**Problem to solve**
Output the material word for word. Leave each picture out.

**Dataset extract**
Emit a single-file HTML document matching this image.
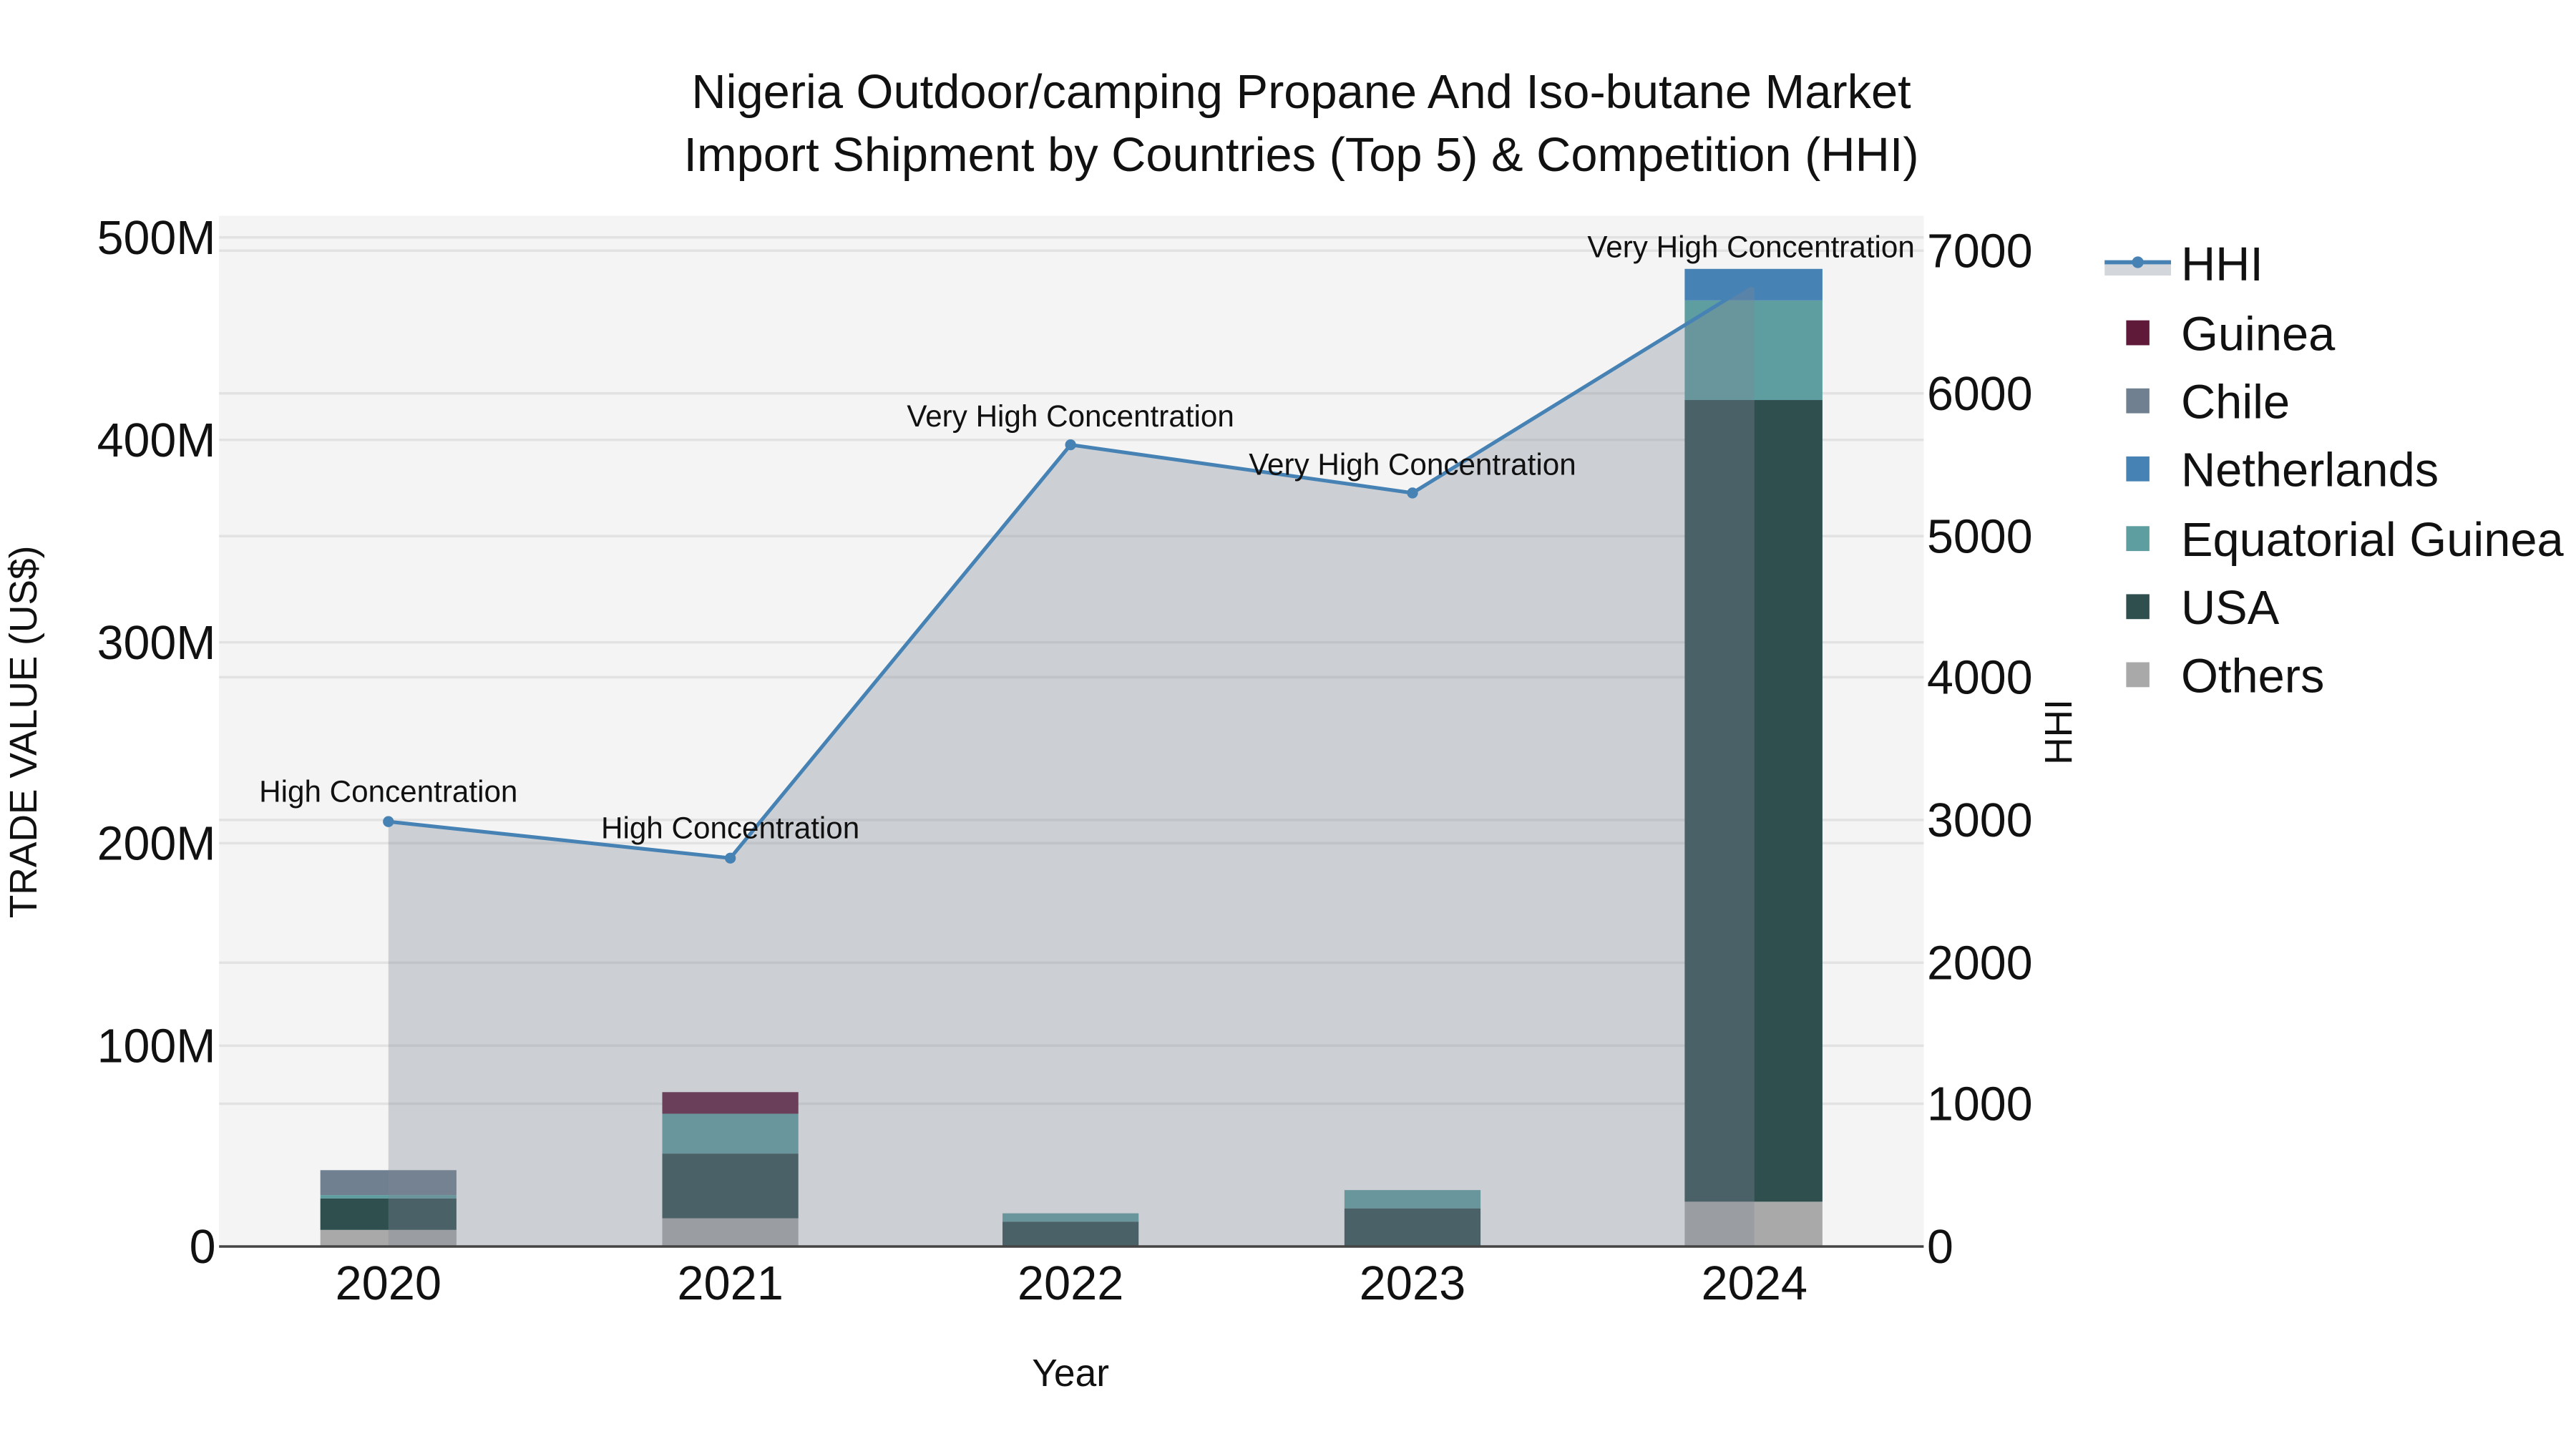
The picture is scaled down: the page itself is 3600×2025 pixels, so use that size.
<!DOCTYPE html>
<html><head><meta charset="utf-8"><style>
html,body{margin:0;padding:0;background:#fff;width:3600px;height:2025px;overflow:hidden}
svg{display:block}
text{font-family:"Liberation Sans",sans-serif;fill:#111}
</style></head><body>
<svg width="3600" height="2025" viewBox="0 0 1552 873" preserveAspectRatio="none" xmlns="http://www.w3.org/2000/svg">
<rect x="0" y="0" width="1552" height="873" fill="#fff"/>
<text x="784" y="65" font-size="28.8" text-anchor="middle">Nigeria Outdoor/camping Propane And Iso-butane Market</text>
<text x="784" y="103" font-size="28.8" text-anchor="middle">Import Shipment by Countries (Top 5) &amp; Competition (HHI)</text>
<rect x="132" y="130" width="1027" height="621" fill="#f4f4f4"/>
<g stroke="#e2e2e2" stroke-width="1.5">
<line x1="132" x2="1159" y1="630" y2="630"/><line x1="132" x2="1159" y1="508" y2="508"/><line x1="132" x2="1159" y1="387" y2="387"/><line x1="132" x2="1159" y1="265" y2="265"/><line x1="132" x2="1159" y1="143" y2="143"/>
<line x1="132" x2="1159" y1="665" y2="665"/><line x1="132" x2="1159" y1="580" y2="580"/><line x1="132" x2="1159" y1="494" y2="494"/><line x1="132" x2="1159" y1="408" y2="408"/><line x1="132" x2="1159" y1="323" y2="323"/><line x1="132" x2="1159" y1="237" y2="237"/><line x1="132" x2="1159" y1="151" y2="151"/>
</g>
<g>
<rect x="193" y="741" width="82" height="10" fill="#a9a9a9"/>
<rect x="193" y="722" width="82" height="19" fill="#2f4f4f"/>
<rect x="193" y="720" width="82" height="2" fill="#5f9ea0"/>
<rect x="193" y="705" width="82" height="15" fill="#708090"/>
<rect x="399" y="734" width="82" height="17" fill="#a9a9a9"/>
<rect x="399" y="695" width="82" height="39" fill="#2f4f4f"/>
<rect x="399" y="671" width="82" height="24" fill="#5f9ea0"/>
<rect x="399" y="658" width="82" height="13" fill="#5f1a3a"/>
<rect x="604" y="736" width="82" height="15" fill="#2f4f4f"/>
<rect x="604" y="731" width="82" height="5" fill="#5f9ea0"/>
<rect x="810" y="728" width="82" height="23" fill="#2f4f4f"/>
<rect x="810" y="717" width="82" height="11" fill="#5f9ea0"/>
<rect x="1015" y="724" width="83" height="27" fill="#a9a9a9"/>
<rect x="1015" y="241" width="83" height="483" fill="#2f4f4f"/>
<rect x="1015" y="181" width="83" height="60" fill="#5f9ea0"/>
<rect x="1015" y="162" width="83" height="19" fill="#4682b4"/>
</g>
<path d="M234,495 L440,517 L645,268 L851,297 L1057,170 L1057,751 L234,751 Z" fill="rgb(125,135,150)" fill-opacity="0.34"/>
<polyline points="234,495 440,517 645,268 851,297 1057,170" fill="none" stroke="#4682b4" stroke-width="2.2"/>
<g fill="#4682b4"><circle cx="234" cy="495" r="3.3"/><circle cx="440" cy="517" r="3.3"/><circle cx="645" cy="268" r="3.3"/><circle cx="851" cy="297" r="3.3"/><circle cx="1057" cy="170" r="3.3"/></g>
<line x1="132" x2="1159" y1="751" y2="751" stroke="#444" stroke-width="1.5"/>
<g font-size="18.2" text-anchor="middle">
<text x="234" y="483">High Concentration</text>
<text x="440" y="505">High Concentration</text>
<text x="645" y="257">Very High Concentration</text>
<text x="851" y="286">Very High Concentration</text>
<text x="1055" y="155">Very High Concentration</text>
</g>
<g font-size="28.6" text-anchor="end">
<text x="130" y="761">0</text><text x="130" y="640">100M</text><text x="130" y="518">200M</text><text x="130" y="397">300M</text><text x="130" y="275">400M</text><text x="130" y="153">500M</text>
</g>
<g font-size="28.6">
<text x="1161" y="761">0</text><text x="1161" y="675">1000</text><text x="1161" y="590">2000</text><text x="1161" y="504">3000</text><text x="1161" y="418">4000</text><text x="1161" y="333">5000</text><text x="1161" y="247">6000</text><text x="1161" y="161">7000</text>
</g>
<g font-size="28.8" text-anchor="middle">
<text x="234" y="783">2020</text><text x="440" y="783">2021</text><text x="645" y="783">2022</text><text x="851" y="783">2023</text><text x="1057" y="783">2024</text>
</g>
<text x="645" y="835" font-size="23" text-anchor="middle">Year</text>
<text transform="translate(22,441) rotate(-90)" font-size="23" text-anchor="middle">TRADE VALUE (US$)</text>
<text transform="translate(1248,441) rotate(-90)" font-size="23" text-anchor="middle">HHI</text>
<rect x="1268" y="157" width="40" height="9" fill="rgb(125,135,150)" fill-opacity="0.34"/>
<line x1="1268" x2="1308" y1="158" y2="158" stroke="#4682b4" stroke-width="2.5"/>
<circle cx="1288" cy="158" r="3.5" fill="#4682b4"/>
<rect x="1281" y="193" width="14" height="15" fill="#5f1a3a"/>
<rect x="1281" y="234" width="14" height="15" fill="#708090"/>
<rect x="1281" y="275" width="14" height="15" fill="#4682b4"/>
<rect x="1281" y="317" width="14" height="15" fill="#5f9ea0"/>
<rect x="1281" y="358" width="14" height="15" fill="#2f4f4f"/>
<rect x="1281" y="399" width="14" height="15" fill="#a9a9a9"/>
<g font-size="28.8">
<text x="1314" y="169">HHI</text>
<text x="1314" y="211">Guinea</text>
<text x="1314" y="252">Chile</text>
<text x="1314" y="293">Netherlands</text>
<text x="1314" y="335">Equatorial Guinea</text>
<text x="1314" y="376">USA</text>
<text x="1314" y="417">Others</text>
</g>
</svg>
</body></html>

**Problem solution**
Emit a single-file HTML document matching this image.
The picture is scaled down: the page itself is 3600×2025 pixels, so use that size.
<!DOCTYPE html>
<html><head><meta charset="utf-8"><style>
html,body{margin:0;padding:0;background:#fff;width:3600px;height:2025px;overflow:hidden}
svg{display:block}
text{font-family:"Liberation Sans",sans-serif;fill:#111}
</style></head><body>
<svg width="3600" height="2025" viewBox="0 0 1552 873" preserveAspectRatio="none" xmlns="http://www.w3.org/2000/svg">
<rect x="0" y="0" width="1552" height="873" fill="#fff"/>
<text x="784" y="65" font-size="28.8" text-anchor="middle">Nigeria Outdoor/camping Propane And Iso-butane Market</text>
<text x="784" y="103" font-size="28.8" text-anchor="middle">Import Shipment by Countries (Top 5) &amp; Competition (HHI)</text>
<rect x="132" y="130" width="1027" height="621" fill="#f4f4f4"/>
<g stroke="#e2e2e2" stroke-width="1.5">
<line x1="132" x2="1159" y1="630" y2="630"/><line x1="132" x2="1159" y1="508" y2="508"/><line x1="132" x2="1159" y1="387" y2="387"/><line x1="132" x2="1159" y1="265" y2="265"/><line x1="132" x2="1159" y1="143" y2="143"/>
<line x1="132" x2="1159" y1="665" y2="665"/><line x1="132" x2="1159" y1="580" y2="580"/><line x1="132" x2="1159" y1="494" y2="494"/><line x1="132" x2="1159" y1="408" y2="408"/><line x1="132" x2="1159" y1="323" y2="323"/><line x1="132" x2="1159" y1="237" y2="237"/><line x1="132" x2="1159" y1="151" y2="151"/>
</g>
<g>
<rect x="193" y="741" width="82" height="10" fill="#a9a9a9"/>
<rect x="193" y="722" width="82" height="19" fill="#2f4f4f"/>
<rect x="193" y="720" width="82" height="2" fill="#5f9ea0"/>
<rect x="193" y="705" width="82" height="15" fill="#708090"/>
<rect x="399" y="734" width="82" height="17" fill="#a9a9a9"/>
<rect x="399" y="695" width="82" height="39" fill="#2f4f4f"/>
<rect x="399" y="671" width="82" height="24" fill="#5f9ea0"/>
<rect x="399" y="658" width="82" height="13" fill="#5f1a3a"/>
<rect x="604" y="736" width="82" height="15" fill="#2f4f4f"/>
<rect x="604" y="731" width="82" height="5" fill="#5f9ea0"/>
<rect x="810" y="728" width="82" height="23" fill="#2f4f4f"/>
<rect x="810" y="717" width="82" height="11" fill="#5f9ea0"/>
<rect x="1015" y="724" width="83" height="27" fill="#a9a9a9"/>
<rect x="1015" y="241" width="83" height="483" fill="#2f4f4f"/>
<rect x="1015" y="181" width="83" height="60" fill="#5f9ea0"/>
<rect x="1015" y="162" width="83" height="19" fill="#4682b4"/>
</g>
<path d="M234,495 L440,517 L645,268 L851,297 L1057,170 L1057,751 L234,751 Z" fill="rgb(125,135,150)" fill-opacity="0.34"/>
<polyline points="234,495 440,517 645,268 851,297 1057,170" fill="none" stroke="#4682b4" stroke-width="2.2"/>
<g fill="#4682b4"><circle cx="234" cy="495" r="3.3"/><circle cx="440" cy="517" r="3.3"/><circle cx="645" cy="268" r="3.3"/><circle cx="851" cy="297" r="3.3"/><circle cx="1057" cy="170" r="3.3"/></g>
<line x1="132" x2="1159" y1="751" y2="751" stroke="#444" stroke-width="1.5"/>
<g font-size="18.2" text-anchor="middle">
<text x="234" y="483">High Concentration</text>
<text x="440" y="505">High Concentration</text>
<text x="645" y="257">Very High Concentration</text>
<text x="851" y="286">Very High Concentration</text>
<text x="1055" y="155">Very High Concentration</text>
</g>
<g font-size="28.6" text-anchor="end">
<text x="130" y="761">0</text><text x="130" y="640">100M</text><text x="130" y="518">200M</text><text x="130" y="397">300M</text><text x="130" y="275">400M</text><text x="130" y="153">500M</text>
</g>
<g font-size="28.6">
<text x="1161" y="761">0</text><text x="1161" y="675">1000</text><text x="1161" y="590">2000</text><text x="1161" y="504">3000</text><text x="1161" y="418">4000</text><text x="1161" y="333">5000</text><text x="1161" y="247">6000</text><text x="1161" y="161">7000</text>
</g>
<g font-size="28.8" text-anchor="middle">
<text x="234" y="783">2020</text><text x="440" y="783">2021</text><text x="645" y="783">2022</text><text x="851" y="783">2023</text><text x="1057" y="783">2024</text>
</g>
<text x="645" y="835" font-size="23" text-anchor="middle">Year</text>
<text transform="translate(22,441) rotate(-90)" font-size="23" text-anchor="middle">TRADE VALUE (US$)</text>
<text transform="translate(1248,441) rotate(-90)" font-size="23" text-anchor="middle">HHI</text>
<rect x="1268" y="157" width="40" height="9" fill="rgb(125,135,150)" fill-opacity="0.34"/>
<line x1="1268" x2="1308" y1="158" y2="158" stroke="#4682b4" stroke-width="2.5"/>
<circle cx="1288" cy="158" r="3.5" fill="#4682b4"/>
<rect x="1281" y="193" width="14" height="15" fill="#5f1a3a"/>
<rect x="1281" y="234" width="14" height="15" fill="#708090"/>
<rect x="1281" y="275" width="14" height="15" fill="#4682b4"/>
<rect x="1281" y="317" width="14" height="15" fill="#5f9ea0"/>
<rect x="1281" y="358" width="14" height="15" fill="#2f4f4f"/>
<rect x="1281" y="399" width="14" height="15" fill="#a9a9a9"/>
<g font-size="28.8">
<text x="1314" y="169">HHI</text>
<text x="1314" y="211">Guinea</text>
<text x="1314" y="252">Chile</text>
<text x="1314" y="293">Netherlands</text>
<text x="1314" y="335">Equatorial Guinea</text>
<text x="1314" y="376">USA</text>
<text x="1314" y="417">Others</text>
</g>
</svg>
</body></html>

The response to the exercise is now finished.